_What you will do_: Where the data below has the string "TypeScript", return the whole line.

Pages as source code:
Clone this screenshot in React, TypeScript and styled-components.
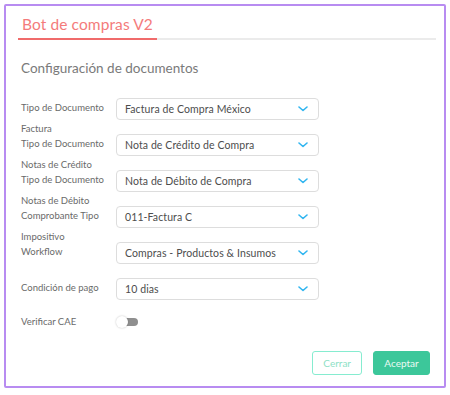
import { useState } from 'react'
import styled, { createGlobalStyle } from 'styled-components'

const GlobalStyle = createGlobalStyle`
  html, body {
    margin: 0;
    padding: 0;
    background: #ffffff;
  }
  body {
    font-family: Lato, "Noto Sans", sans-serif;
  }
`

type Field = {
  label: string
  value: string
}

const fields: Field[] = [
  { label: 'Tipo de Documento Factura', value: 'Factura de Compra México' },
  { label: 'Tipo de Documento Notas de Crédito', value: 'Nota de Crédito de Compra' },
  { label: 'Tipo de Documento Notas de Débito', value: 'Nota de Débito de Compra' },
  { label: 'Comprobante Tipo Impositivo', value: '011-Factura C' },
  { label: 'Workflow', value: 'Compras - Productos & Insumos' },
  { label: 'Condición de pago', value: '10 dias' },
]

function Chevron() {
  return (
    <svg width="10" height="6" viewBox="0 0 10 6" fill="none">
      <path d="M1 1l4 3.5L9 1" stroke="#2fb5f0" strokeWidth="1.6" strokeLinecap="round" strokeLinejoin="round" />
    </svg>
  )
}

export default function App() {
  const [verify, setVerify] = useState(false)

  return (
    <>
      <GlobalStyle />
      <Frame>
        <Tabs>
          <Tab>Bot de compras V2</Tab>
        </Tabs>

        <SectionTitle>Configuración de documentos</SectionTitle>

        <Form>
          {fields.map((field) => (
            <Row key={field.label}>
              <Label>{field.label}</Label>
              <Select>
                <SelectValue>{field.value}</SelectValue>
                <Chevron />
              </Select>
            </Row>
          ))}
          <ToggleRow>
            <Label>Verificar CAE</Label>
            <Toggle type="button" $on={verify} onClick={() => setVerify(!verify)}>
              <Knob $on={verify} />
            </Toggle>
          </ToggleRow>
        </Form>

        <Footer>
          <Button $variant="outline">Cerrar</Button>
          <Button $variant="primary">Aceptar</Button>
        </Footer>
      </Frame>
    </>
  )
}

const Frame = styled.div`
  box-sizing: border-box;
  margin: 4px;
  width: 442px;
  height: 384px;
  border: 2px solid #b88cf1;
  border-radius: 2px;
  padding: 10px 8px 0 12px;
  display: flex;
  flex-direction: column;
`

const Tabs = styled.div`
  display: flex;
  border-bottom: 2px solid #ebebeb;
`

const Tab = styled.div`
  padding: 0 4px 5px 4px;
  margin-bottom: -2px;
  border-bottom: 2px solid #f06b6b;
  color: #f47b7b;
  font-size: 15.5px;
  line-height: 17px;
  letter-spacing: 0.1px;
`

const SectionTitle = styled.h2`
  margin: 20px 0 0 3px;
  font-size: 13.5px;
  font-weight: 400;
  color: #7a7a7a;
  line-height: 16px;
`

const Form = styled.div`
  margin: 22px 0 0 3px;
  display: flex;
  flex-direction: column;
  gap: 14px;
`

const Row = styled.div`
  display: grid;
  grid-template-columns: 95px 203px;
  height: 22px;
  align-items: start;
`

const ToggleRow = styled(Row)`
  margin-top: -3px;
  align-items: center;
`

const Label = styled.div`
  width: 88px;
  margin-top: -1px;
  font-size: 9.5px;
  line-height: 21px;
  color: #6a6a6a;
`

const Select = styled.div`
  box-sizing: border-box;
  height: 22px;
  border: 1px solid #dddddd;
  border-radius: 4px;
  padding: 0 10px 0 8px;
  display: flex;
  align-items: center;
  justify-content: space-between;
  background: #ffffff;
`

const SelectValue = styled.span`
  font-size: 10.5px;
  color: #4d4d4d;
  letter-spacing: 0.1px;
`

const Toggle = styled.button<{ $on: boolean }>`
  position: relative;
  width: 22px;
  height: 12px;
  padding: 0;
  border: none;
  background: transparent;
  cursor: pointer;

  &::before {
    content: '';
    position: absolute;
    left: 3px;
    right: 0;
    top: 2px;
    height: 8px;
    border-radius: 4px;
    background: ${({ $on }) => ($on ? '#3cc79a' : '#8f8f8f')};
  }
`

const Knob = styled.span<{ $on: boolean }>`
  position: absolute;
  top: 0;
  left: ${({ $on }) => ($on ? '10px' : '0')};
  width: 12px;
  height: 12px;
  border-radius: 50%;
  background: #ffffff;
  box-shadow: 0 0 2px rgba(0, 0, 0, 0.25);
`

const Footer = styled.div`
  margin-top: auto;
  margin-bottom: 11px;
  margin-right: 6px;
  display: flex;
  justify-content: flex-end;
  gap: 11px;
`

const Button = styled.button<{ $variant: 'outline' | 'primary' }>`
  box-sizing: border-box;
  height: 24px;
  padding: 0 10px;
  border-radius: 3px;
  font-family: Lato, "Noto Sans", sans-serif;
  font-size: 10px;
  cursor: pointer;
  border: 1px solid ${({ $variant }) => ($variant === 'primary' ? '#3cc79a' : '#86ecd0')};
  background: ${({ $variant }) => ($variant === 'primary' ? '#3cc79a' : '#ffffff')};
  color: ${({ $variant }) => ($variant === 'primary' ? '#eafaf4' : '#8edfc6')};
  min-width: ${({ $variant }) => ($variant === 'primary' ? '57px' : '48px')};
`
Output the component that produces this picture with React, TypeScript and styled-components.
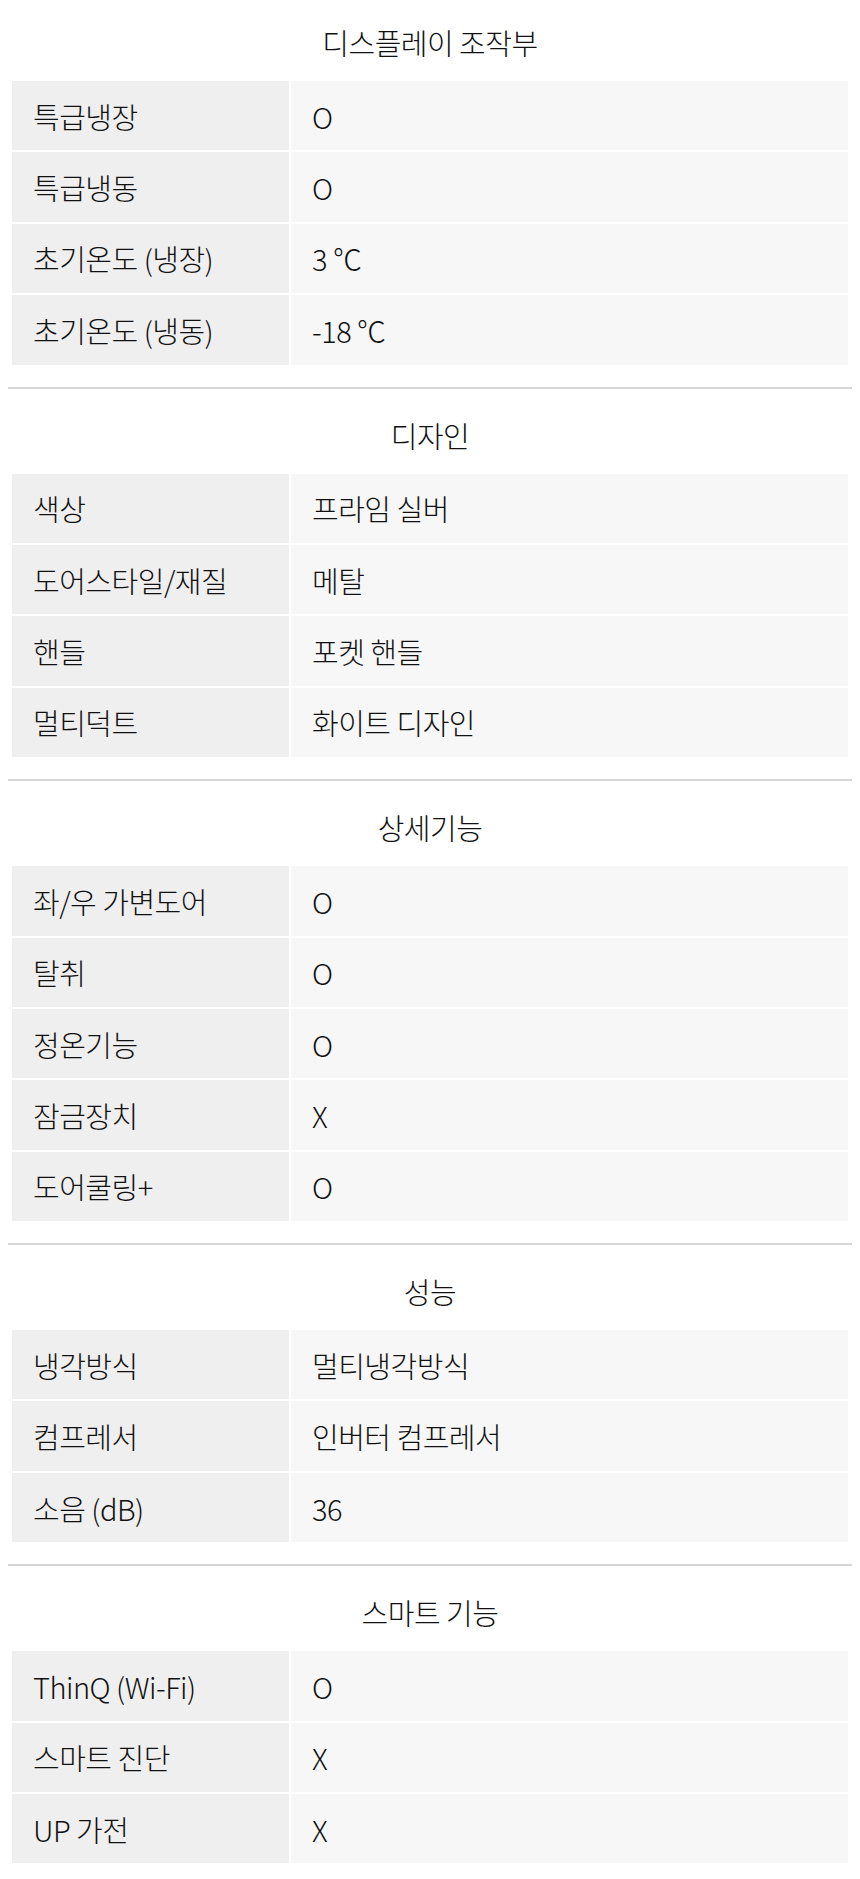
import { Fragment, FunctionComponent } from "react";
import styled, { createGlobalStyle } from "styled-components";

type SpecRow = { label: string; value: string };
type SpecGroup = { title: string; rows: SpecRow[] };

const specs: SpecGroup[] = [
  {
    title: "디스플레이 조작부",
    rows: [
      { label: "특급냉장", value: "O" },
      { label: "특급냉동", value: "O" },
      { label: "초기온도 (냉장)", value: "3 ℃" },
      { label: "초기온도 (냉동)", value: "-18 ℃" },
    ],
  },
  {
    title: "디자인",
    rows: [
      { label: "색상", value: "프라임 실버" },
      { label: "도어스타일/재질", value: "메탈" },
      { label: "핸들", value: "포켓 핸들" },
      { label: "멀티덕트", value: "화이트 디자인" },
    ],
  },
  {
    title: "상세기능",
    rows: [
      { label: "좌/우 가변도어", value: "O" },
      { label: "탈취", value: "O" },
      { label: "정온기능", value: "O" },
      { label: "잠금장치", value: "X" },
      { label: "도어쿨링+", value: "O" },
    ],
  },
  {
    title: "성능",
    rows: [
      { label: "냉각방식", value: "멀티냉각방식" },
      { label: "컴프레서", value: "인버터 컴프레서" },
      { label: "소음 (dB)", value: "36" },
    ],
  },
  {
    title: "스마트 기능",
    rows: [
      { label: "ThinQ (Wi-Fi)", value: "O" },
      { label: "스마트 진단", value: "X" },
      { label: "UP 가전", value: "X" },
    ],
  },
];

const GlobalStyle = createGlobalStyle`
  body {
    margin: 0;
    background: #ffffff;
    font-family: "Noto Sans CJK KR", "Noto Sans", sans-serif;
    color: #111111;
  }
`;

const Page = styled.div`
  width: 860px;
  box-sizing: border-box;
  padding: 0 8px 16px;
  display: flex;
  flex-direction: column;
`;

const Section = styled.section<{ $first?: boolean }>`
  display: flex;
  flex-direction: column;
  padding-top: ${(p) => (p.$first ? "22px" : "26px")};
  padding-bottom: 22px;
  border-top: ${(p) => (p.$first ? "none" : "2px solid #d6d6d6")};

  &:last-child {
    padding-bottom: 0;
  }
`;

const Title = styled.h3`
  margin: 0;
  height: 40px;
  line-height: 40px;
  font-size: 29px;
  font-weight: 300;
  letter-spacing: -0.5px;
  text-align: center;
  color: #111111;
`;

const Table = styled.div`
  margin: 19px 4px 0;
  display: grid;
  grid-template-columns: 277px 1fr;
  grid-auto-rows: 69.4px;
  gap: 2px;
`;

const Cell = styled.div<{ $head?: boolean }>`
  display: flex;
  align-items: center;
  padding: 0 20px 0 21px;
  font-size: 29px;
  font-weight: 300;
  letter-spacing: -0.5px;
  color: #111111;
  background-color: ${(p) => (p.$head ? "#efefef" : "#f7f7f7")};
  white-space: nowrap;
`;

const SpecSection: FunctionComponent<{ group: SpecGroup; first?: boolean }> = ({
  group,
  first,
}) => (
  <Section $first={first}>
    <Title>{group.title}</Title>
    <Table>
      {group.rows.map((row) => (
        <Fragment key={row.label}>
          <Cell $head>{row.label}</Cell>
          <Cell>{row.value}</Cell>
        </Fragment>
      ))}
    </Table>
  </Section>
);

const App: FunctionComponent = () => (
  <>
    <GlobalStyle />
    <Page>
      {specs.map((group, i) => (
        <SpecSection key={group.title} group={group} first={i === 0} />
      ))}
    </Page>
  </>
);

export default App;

_Exercise answer_:
Clone this screenshot in React, TypeScript and styled-components.
Output the component that produces this picture with React, TypeScript and styled-components.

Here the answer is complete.